■ **Problem to work on**
Copy out each line containing "screenshot" from the entries below.

■ **Records for this exercise**
==========

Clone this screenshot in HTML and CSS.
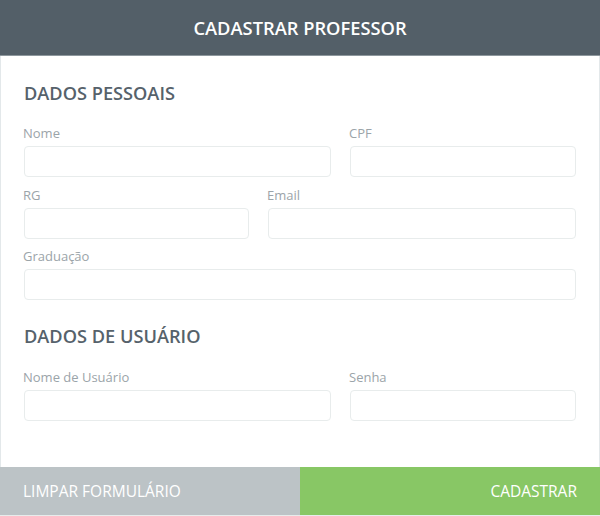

==========

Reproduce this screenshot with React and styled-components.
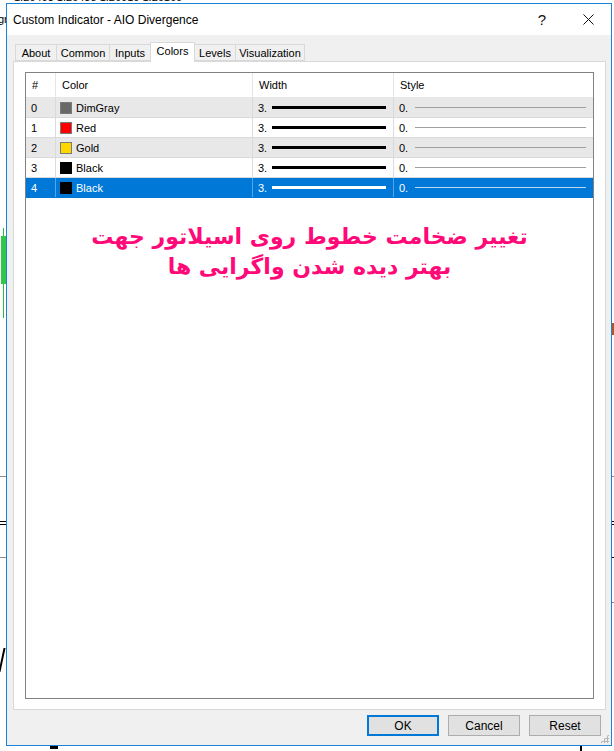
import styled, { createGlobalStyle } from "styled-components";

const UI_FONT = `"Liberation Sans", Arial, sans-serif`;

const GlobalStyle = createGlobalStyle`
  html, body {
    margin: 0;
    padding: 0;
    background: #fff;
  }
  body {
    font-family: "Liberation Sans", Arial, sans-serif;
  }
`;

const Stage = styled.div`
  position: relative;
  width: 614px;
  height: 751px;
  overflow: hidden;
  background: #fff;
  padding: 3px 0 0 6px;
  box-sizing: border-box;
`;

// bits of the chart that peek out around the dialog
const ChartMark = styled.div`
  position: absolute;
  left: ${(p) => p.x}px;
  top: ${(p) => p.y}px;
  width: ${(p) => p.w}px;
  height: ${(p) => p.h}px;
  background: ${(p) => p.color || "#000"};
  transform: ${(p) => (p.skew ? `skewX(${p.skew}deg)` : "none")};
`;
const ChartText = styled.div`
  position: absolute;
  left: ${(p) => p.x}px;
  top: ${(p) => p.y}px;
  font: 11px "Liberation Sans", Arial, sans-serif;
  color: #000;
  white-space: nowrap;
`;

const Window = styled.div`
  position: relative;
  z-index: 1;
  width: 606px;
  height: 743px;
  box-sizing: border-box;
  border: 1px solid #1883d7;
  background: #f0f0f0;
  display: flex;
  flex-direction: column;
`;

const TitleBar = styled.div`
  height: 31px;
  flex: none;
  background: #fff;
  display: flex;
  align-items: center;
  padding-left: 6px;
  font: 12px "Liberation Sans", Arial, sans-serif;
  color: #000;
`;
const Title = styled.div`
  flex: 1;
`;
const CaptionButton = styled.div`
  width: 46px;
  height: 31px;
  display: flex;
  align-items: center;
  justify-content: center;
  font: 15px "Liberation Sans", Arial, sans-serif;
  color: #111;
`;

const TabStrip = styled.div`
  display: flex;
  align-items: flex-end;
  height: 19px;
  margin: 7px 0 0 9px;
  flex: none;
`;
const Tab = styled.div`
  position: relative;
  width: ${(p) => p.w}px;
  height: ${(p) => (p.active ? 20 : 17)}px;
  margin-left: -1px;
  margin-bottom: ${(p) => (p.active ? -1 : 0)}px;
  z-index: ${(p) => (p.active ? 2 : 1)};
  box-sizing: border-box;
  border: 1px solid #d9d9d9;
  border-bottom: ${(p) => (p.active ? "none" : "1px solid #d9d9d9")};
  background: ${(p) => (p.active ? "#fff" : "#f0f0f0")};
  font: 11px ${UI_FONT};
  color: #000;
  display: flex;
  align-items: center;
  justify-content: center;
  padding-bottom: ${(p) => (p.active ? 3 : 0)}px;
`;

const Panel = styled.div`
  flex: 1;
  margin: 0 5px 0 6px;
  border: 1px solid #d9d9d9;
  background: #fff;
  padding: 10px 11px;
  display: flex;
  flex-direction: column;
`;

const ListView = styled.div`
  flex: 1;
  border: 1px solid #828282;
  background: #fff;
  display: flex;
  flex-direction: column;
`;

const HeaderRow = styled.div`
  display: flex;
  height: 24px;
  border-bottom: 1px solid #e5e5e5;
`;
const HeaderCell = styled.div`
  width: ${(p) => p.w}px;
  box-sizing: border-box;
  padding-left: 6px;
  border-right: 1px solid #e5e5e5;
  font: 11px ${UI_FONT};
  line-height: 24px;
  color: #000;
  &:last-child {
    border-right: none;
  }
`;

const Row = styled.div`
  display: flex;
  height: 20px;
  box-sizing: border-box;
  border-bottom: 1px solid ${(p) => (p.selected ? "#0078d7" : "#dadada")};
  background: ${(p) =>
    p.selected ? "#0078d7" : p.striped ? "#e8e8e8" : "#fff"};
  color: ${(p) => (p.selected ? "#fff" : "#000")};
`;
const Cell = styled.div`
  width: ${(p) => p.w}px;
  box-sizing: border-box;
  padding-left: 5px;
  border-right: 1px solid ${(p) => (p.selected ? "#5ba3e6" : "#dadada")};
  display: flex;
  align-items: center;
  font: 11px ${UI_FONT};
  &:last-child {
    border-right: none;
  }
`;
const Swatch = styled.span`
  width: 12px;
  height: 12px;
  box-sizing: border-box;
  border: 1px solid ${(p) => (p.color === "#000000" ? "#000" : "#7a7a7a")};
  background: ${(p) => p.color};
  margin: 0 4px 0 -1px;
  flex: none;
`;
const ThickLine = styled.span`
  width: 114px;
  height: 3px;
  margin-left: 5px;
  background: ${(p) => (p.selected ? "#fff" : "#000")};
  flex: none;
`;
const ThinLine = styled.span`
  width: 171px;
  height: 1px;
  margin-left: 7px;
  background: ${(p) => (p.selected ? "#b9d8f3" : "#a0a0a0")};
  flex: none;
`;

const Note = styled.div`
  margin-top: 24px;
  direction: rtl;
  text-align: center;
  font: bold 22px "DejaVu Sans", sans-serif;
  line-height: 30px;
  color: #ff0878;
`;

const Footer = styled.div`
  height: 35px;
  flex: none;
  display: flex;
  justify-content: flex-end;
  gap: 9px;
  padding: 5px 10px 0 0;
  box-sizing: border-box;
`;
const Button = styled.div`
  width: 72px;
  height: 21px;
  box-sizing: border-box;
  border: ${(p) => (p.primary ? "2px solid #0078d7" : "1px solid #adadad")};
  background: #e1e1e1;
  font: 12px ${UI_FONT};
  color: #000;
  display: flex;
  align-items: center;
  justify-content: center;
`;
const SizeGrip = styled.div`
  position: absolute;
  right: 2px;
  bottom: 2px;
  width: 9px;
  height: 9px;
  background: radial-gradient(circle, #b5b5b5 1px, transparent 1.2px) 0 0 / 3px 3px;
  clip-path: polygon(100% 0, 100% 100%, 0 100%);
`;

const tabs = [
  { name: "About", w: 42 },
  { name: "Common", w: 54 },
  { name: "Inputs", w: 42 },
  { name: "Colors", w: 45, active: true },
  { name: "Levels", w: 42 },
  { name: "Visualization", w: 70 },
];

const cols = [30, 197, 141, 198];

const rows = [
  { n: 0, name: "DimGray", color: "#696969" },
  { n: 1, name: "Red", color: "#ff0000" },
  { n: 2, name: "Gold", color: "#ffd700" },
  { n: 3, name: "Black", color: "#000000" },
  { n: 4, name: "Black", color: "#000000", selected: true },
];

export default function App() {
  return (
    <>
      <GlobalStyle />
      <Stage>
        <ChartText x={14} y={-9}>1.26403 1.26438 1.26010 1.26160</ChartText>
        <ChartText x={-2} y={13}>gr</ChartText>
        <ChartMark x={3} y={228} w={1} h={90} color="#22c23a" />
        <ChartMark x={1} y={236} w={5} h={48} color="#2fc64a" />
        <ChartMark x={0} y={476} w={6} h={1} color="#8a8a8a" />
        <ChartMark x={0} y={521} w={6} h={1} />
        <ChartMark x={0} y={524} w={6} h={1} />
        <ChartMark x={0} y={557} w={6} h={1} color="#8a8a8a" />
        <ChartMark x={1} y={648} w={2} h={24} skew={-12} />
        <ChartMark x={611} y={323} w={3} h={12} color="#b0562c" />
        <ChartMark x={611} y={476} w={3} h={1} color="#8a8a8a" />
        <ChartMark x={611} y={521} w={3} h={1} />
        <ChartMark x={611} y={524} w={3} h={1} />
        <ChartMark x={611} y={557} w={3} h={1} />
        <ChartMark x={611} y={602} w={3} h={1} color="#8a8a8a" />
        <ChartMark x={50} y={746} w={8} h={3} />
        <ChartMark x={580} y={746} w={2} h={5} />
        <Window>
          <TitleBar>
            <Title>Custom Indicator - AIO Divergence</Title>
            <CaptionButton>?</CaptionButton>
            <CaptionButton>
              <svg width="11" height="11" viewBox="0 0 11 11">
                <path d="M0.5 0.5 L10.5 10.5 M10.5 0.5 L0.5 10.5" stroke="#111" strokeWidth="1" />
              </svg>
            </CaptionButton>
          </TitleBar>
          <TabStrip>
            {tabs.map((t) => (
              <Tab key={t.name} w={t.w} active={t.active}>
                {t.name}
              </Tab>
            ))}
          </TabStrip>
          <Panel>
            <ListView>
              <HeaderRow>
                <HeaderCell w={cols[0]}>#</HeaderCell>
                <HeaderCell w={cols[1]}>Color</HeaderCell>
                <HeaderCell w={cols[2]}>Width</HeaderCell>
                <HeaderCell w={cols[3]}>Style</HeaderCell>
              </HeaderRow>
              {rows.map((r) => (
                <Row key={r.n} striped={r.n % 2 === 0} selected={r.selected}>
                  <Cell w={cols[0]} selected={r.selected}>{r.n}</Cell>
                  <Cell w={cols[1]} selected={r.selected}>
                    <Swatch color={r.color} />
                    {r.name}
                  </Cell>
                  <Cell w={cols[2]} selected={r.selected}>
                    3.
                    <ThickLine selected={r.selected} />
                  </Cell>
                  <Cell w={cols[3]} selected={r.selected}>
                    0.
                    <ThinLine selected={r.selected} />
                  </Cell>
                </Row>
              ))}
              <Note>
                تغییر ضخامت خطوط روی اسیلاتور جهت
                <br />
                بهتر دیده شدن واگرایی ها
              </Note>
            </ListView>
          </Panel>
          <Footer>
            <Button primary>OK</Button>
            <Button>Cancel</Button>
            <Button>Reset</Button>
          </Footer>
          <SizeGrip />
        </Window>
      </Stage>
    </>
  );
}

==========

■ **The answer**
Clone this screenshot in HTML and CSS.
Reproduce this screenshot with React and styled-components.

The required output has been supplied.